EXERCISE PROMPT:
Below are records. Count every line containing the word "component" and give the number alone.
[Begin TASK INPUTS]
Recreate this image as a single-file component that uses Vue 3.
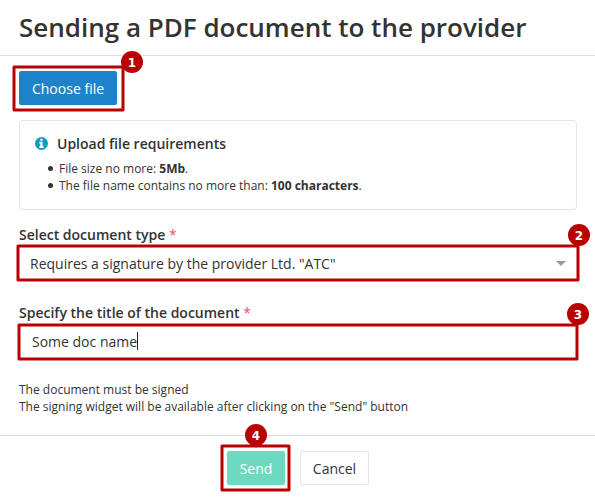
<script setup>
import { ref } from 'vue'

const fileName = ref('Some doc name')
const rules = [
  { text: 'File size no more: ', value: '5Mb' },
  { text: 'The file name contains no more than: ', value: '100 characters' },
]
</script>

<template>
  <main class="dialog">
    <header class="head">
      <h1>Sending a PDF document to the provider</h1>
    </header>

    <section class="body">
      <div class="anchor choose-wrap">
        <button class="btn choose">Choose file</button>
        <svg class="mark mark-1"><rect width="100%" height="100%" /></svg>
        <span class="badge badge-1">1</span>
      </div>

      <div class="info">
        <div class="info-head">
          <svg class="info-icon" viewBox="0 0 13 13">
            <circle cx="6.5" cy="6.5" r="6.5" fill="#0d9cbf" />
            <path d="M5.3 1.7h2.3v2H5.3zM4.3 4.8h3.3v4.4h1v1.7H4.3V9.2h1V6.4h-1z" fill="#fff" />
          </svg>
          <span>Upload file requirements</span>
        </div>
        <ul>
          <li v-for="rule in rules" :key="rule.value">{{ rule.text }}<b>{{ rule.value }}</b>.</li>
        </ul>
      </div>

      <div class="label label-type">Select document type <i>*</i></div>
      <div class="anchor field select">
        <span>Requires a signature by the provider Ltd. "ATC"</span>
        <svg class="caret" viewBox="0 0 10 5"><path d="M0 0h10L5 5z" fill="#999" /></svg>
        <svg class="mark mark-2"><rect width="100%" height="100%" /></svg>
        <span class="badge badge-2">2</span>
      </div>

      <div class="label label-title">Specify the title of the document <i>*</i></div>
      <div class="anchor field input">
        <span>{{ fileName }}</span><span class="cursor"></span>
        <svg class="mark mark-3"><rect width="100%" height="100%" /></svg>
        <span class="badge badge-3">3</span>
      </div>

      <p class="note">The document must be signed<br />The signing widget will be available after clicking on the "Send" button</p>
    </section>

    <footer class="foot">
      <div class="anchor">
        <button class="btn send">Send</button>
        <svg class="mark mark-4"><rect width="100%" height="100%" /></svg>
        <span class="badge badge-4">4</span>
      </div>
      <button class="btn cancel">Cancel</button>
    </footer>
  </main>
</template>

<style>
body {
  background: #fff;
  overflow: hidden;
}
</style>

<style scoped>
.dialog {
  box-sizing: border-box;
  height: 498px;
  overflow: hidden;
  color: #333;
  font-family: "Open Sans", "Noto Sans", sans-serif;
  font-size: 14px;
}
.dialog * { box-sizing: border-box; }
.head {
  height: 56px;
  padding: 0 19px;
  border-bottom: 1px solid #e0e0e0;
}
h1 {
  margin: 0;
  font-size: 26px;
  font-weight: 600;
  line-height: 55px;
  white-space: nowrap;
}
.body {
  height: 379px;
  padding: 15px 18px 0 19px;
}
.anchor { position: relative; }
.btn {
  display: block;
  height: 34px;
  padding: 1px 0 0;
  border: 0;
  border-radius: 2px;
  font: 14px/34px "Open Sans", "Noto Sans", sans-serif;
  color: #fff;
  text-align: center;
}
.choose-wrap { width: 98px; }
.choose { width: 98px; background: #1e83c8; }
.send { width: 58px; background: #6dd9c1; }
.cancel {
  width: 69px;
  border: 1px solid #e5e5e5;
  background: #fff;
  color: #333;
  line-height: 32px;
}
.info {
  height: 90px;
  margin-top: 15px;
  padding: 13px 15px 0;
  border: 1px solid #e4e4e4;
  border-radius: 4px;
}
.info-head {
  display: flex;
  align-items: center;
  gap: 9px;
  height: 19px;
  font-weight: 600;
}
.info-icon { width: 13px; height: 13px; }
ul {
  margin: 7px 0 0;
  padding: 0 0 0 24px;
  font-size: 12px;
  line-height: 17px;
}
li { list-style: none; position: relative; }
li::before {
  content: "";
  position: absolute;
  left: -11px;
  top: 6px;
  width: 5px;
  height: 5px;
  border-radius: 50%;
  background: #333;
}
.label {
  height: 20px;
  line-height: 20px;
  font-weight: 600;
}
.label i { color: #ed5565; font-style: normal; font-weight: 400; }
.label-type { margin-top: 15px; }
.label-title { margin-top: 22px; }
.field {
  display: flex;
  align-items: center;
  height: 36px;
}
.select { padding: 0 11px; justify-content: space-between; }
.caret { width: 10px; height: 5px; }
.input { padding-left: 13px; }
.cursor { width: 1px; height: 18px; background: #222; }
.note {
  margin: 22px 0 0;
  font-size: 12px;
  line-height: 17px;
}
.foot {
  display: flex;
  gap: 15px;
  height: 63px;
  padding: 15px 0 0 227px;
  border-top: 1px solid #e0e0e0;
}
.mark {
  position: absolute;
  overflow: visible;
  pointer-events: none;
}
.mark rect {
  fill: none;
  stroke: #b90000;
  stroke-width: 3px;
  stroke-linejoin: round;
}
.mark-1 { left: -5px; top: -4px; width: 109px; height: 43px; }
.mark-2 { left: -1px; top: 1px; width: 560px; height: 34px; }
.mark-3 { left: 0; top: 2px; width: 558px; height: 34px; }
.mark-4 { left: -5px; top: -5px; width: 67px; height: 44px; }
.badge {
  position: absolute;
  width: 22px;
  height: 22px;
  border-radius: 50%;
  background: #b90000;
  color: #fff;
  font: bold 12px/24px "DejaVu Sans", sans-serif;
  text-align: center;
}
.badge-1 { left: 102px; top: -20px; }
.badge-2 { left: 549px; top: -21px; }
.badge-3 { left: 548px; top: -20px; }
.badge-4 { left: 18px; top: -27px; }
</style>
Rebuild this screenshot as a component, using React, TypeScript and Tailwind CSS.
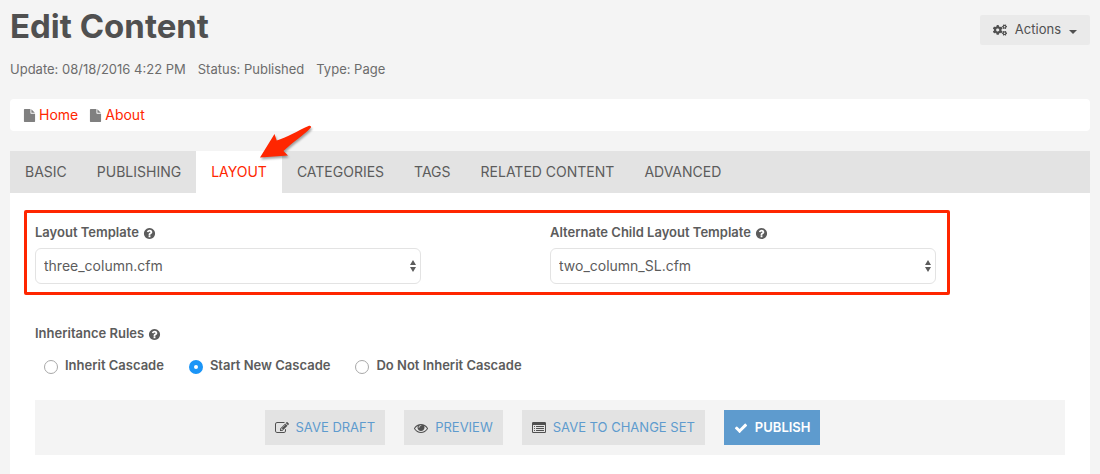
[End TASK INPUTS]
WRITTEN ANSWER:
2